Anyone who’s been paying even the slightest attention to the crisis knows this theory is as simplistic as it is absurd. We’ve been trying it for two decades in L.A. and throughout California. It started with Gavin Newsom when he was running for mayor of San Francisco in 2002. As that city’s homelessness crisis began spiraling out of control Newsom pitched a policy he called “Care Not Cash.” The idea was that giving general assistance-style cash handouts to homeless people didn’t work because they’d just spend it on alcohol and drugs. What they really needed was housing and services. And thus the Homeless Industrial Complex was born.

It has been a manifest, abysmal failure. Yet with vanishingly few exceptions the establishment insists that “permanent supportive housing” is the only possible solution. At this point their insistence is delusional (aside: as the grandfather of the HIC, it’s been pretty rich to see Newsom galavanting around the state over the last six months haughtily demanding that cities “do their part”).

That delusion is on full display in the response of L.A.’s political class to the audit, which is just one of many internal and third party analyses of the many failings of L.A.’s homeless policies over the last several years. City Councilwoman Monica Rodriguez and County Supervisor Lindsay Horvath have introduced motions in their respective chambers that would dissolve LAHSA and replace it with new entities that would be accountable to the city council and board of supervisors, respectively.

That’s right: The Bold New Idea is to replace one dysfunctional, bloated, unaccountable public entity with two new dysfunctional, bloated, unaccountable public entities that would report to elected bodies that cannot balance their own budgets or keep the sidewalks from falling apart. To ask a basic question, how long would it take to shut down LAHSA and start up those new agencies, and how much would it cost? How ugly would the fight be as the City and County try to fire LAHSA’s 840 unionized employees, more than 100 of whom make six figure salaries?

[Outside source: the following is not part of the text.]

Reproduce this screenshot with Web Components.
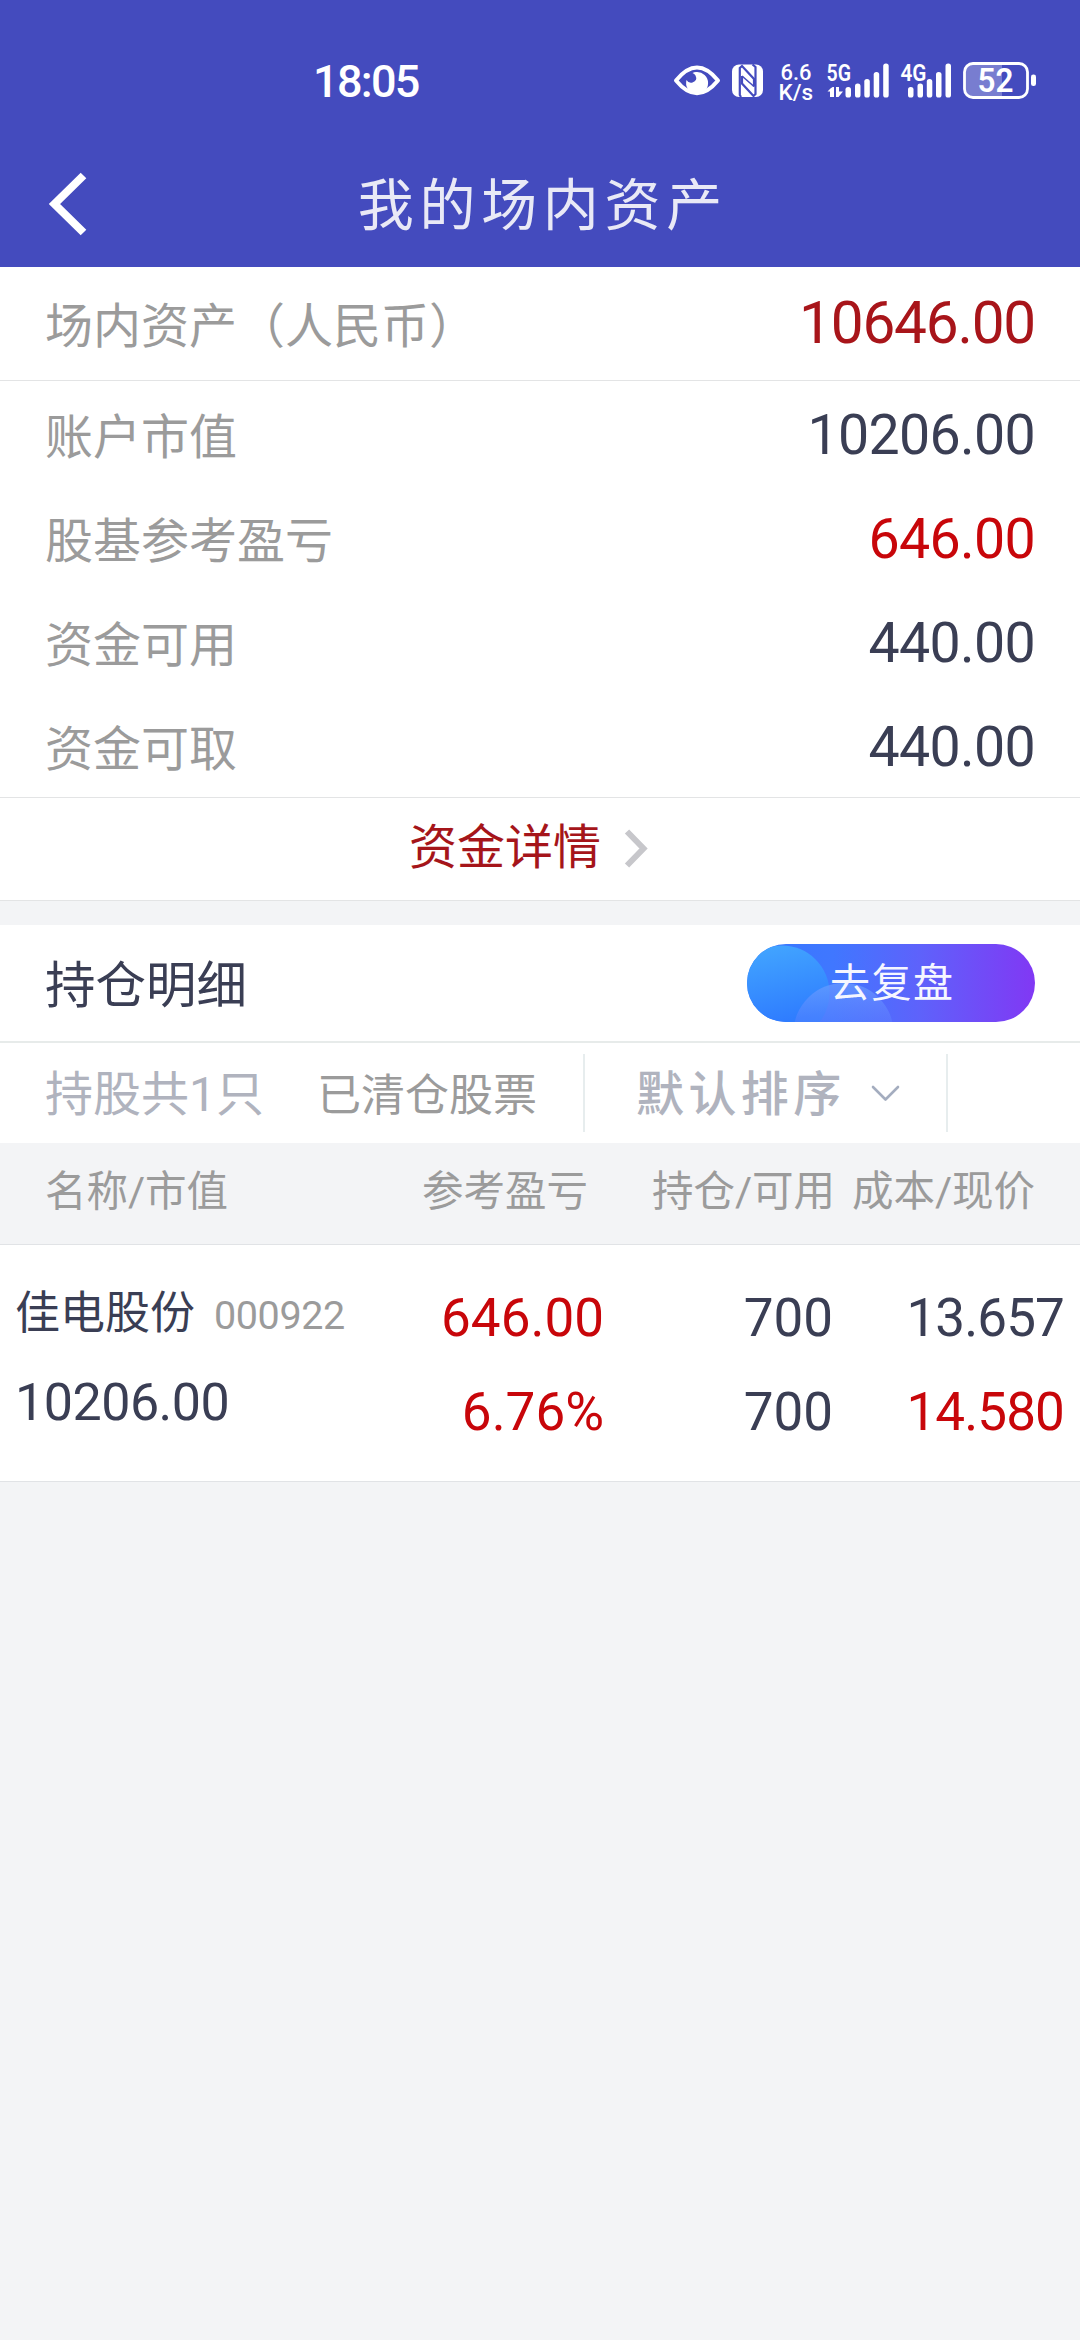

The City in particular is at the edge of a fiscal cliff and struggling mightily not just to prepare for the 2028 Olympics but to avoid global humiliation. And we’re to believe that when it comes to homelessness, this time they’ll stick the landing? If you believe that, I have a monorail through the Sepulveda Pass to sell you.

The only solution is a complete rethink and overhaul. Time and again, Angelenos have displayed a deep well of compassion for the homeless, most recently in this month’s election when County voters approved yet another sales tax increase that is expected to generate over $1 billion per year. 

But compassion must be balanced with accountability and, when appropriate, a dose of cold-heartedness. The drunk passed out half naked next to a children’s playground everyday should be treated differently than the woman sleeping in her car after fleeing an abusive partner. The healthy 25 year old male who just got off the Greyhound from Minneapolis with nothing to his name but a bag of meth and a sense of entitlement is in a completely different world from the 75 year old Vietnam combat veteran with severe PTSD who grew up in L.A. In particular, those who use homelessness as a shield and excuse for habitual criminality and antisocial behavior that harms the communities where they’ve decided to pitch their tents should be dealt with harshly; the young family whose landlord just evicted them to sell the property to a developer should be treated with goodwill, patience, and empathy. And a lot of people should be given one way bus tickets back to where they came from.

Most importantly, we need to cure the delusion that the vast majority of homeless people are our “unhoused neighbors.” The vast majority of homeless in L.A. are not from L.A., or even California. I’ve yet to meet a single homeless person in Santa Monica who is actually from here originally – and I’ve talked with a lot of them. There’s no such thing as an absolute, inviolable right to live wherever one pleases. I’d love to live in an estate in Bel Air, but I don’t have Bel Air estate money so I don’t. I have no more right to a mansion on St. Cloud Road than the vagrant from St. Louis has to camp out in a children’s park in Hawthorne.

We don’t need to replace LAHSA, though it should be wound down eventually. What we really need is for the political class to start living with the rest of us in this place called Reality.